* **DATASET CONTENT**
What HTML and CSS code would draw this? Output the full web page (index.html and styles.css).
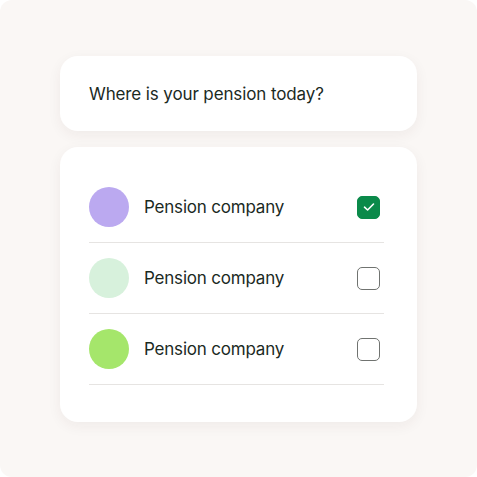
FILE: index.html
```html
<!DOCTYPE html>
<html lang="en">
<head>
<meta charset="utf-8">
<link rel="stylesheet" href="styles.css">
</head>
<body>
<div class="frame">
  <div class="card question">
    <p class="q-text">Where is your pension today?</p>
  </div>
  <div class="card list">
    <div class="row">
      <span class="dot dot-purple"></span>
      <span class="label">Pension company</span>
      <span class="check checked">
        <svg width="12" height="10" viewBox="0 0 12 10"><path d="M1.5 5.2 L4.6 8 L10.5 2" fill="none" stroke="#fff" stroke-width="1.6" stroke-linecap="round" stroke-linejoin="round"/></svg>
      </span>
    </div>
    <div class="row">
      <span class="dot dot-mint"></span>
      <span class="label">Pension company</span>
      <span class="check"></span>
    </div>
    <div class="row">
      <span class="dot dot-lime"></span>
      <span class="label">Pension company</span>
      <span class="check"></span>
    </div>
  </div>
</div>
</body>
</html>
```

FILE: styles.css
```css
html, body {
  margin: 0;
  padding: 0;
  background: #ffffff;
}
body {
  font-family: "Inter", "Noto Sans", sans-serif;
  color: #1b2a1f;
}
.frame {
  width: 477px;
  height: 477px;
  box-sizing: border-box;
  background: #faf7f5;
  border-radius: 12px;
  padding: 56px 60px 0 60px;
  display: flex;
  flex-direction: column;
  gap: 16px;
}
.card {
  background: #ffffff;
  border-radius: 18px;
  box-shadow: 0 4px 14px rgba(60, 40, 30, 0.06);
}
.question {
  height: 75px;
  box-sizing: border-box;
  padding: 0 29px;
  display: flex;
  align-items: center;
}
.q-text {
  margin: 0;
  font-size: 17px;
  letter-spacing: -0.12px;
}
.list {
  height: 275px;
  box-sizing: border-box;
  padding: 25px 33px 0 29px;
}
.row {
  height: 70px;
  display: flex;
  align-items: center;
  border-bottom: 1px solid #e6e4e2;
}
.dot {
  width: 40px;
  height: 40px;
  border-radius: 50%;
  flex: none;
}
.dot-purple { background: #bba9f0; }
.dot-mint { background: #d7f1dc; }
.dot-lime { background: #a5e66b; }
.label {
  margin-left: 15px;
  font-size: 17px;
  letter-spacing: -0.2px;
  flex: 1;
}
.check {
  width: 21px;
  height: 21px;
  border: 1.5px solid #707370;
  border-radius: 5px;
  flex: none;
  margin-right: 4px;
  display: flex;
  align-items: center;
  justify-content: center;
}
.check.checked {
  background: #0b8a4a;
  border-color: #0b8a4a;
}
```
==
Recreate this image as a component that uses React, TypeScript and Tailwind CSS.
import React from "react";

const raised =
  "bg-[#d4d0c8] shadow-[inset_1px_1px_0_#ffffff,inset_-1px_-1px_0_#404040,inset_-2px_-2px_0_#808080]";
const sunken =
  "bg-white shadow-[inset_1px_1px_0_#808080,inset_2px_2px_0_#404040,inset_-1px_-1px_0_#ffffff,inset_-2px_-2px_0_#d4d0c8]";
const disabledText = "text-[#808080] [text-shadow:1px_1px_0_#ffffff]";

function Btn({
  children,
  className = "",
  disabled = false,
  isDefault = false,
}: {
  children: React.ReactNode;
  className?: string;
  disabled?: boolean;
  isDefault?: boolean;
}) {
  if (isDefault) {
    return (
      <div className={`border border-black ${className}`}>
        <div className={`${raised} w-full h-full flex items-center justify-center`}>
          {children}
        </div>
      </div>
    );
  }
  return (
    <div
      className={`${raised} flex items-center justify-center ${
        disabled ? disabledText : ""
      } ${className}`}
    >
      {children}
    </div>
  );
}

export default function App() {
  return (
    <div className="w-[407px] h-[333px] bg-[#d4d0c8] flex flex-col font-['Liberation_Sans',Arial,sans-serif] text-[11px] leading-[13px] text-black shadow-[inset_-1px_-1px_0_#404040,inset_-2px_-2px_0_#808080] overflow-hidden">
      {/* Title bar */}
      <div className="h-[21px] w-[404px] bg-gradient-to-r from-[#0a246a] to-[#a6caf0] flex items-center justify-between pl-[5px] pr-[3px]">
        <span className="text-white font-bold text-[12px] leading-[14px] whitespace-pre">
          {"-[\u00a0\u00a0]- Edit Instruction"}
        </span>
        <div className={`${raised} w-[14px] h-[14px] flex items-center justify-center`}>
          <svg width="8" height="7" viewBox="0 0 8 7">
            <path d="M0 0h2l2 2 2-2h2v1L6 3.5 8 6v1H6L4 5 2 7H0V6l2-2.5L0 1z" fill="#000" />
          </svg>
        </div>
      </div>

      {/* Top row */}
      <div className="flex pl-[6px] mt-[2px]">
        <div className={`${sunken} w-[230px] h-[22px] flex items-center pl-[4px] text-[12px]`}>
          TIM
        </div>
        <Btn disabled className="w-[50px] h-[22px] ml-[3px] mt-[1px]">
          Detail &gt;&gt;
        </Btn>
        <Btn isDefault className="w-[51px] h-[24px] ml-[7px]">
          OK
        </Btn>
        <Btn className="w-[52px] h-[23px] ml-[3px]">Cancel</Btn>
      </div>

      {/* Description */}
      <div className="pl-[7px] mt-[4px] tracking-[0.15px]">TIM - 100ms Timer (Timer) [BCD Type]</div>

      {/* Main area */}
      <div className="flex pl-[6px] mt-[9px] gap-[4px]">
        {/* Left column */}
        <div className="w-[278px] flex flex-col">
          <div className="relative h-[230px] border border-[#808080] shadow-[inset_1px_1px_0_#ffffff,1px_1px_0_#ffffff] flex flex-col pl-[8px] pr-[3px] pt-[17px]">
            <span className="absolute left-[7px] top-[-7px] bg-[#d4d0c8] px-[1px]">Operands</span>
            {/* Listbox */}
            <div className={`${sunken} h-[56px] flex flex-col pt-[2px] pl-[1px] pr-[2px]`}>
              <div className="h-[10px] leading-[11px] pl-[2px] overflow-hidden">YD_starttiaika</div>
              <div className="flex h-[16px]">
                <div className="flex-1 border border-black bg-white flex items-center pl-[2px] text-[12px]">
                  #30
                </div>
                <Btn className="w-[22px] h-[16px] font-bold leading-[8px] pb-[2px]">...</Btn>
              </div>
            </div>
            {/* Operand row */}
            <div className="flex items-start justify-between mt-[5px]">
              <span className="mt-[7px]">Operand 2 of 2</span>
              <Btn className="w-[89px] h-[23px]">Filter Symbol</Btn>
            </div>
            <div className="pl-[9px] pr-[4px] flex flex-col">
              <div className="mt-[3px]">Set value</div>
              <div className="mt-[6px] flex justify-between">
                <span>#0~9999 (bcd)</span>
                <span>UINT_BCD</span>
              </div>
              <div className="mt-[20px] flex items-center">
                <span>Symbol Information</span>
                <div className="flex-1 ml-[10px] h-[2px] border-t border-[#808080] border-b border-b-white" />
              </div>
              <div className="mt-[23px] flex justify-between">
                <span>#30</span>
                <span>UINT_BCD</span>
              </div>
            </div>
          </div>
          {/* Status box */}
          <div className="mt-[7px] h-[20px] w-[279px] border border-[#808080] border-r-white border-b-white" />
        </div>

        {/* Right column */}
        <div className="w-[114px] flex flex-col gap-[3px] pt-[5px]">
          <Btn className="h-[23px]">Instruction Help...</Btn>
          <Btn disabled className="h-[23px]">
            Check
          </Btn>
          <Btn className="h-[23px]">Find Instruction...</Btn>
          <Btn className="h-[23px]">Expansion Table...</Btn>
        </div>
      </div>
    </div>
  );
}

* **WHAT TO DO**
Repeat exactly the lines from the one containing "Recreate this image" to the one containing "import React from", both lines included, and nothing else.

* **RESPONSE**
Recreate this image as a component that uses React, TypeScript and Tailwind CSS.
import React from "react";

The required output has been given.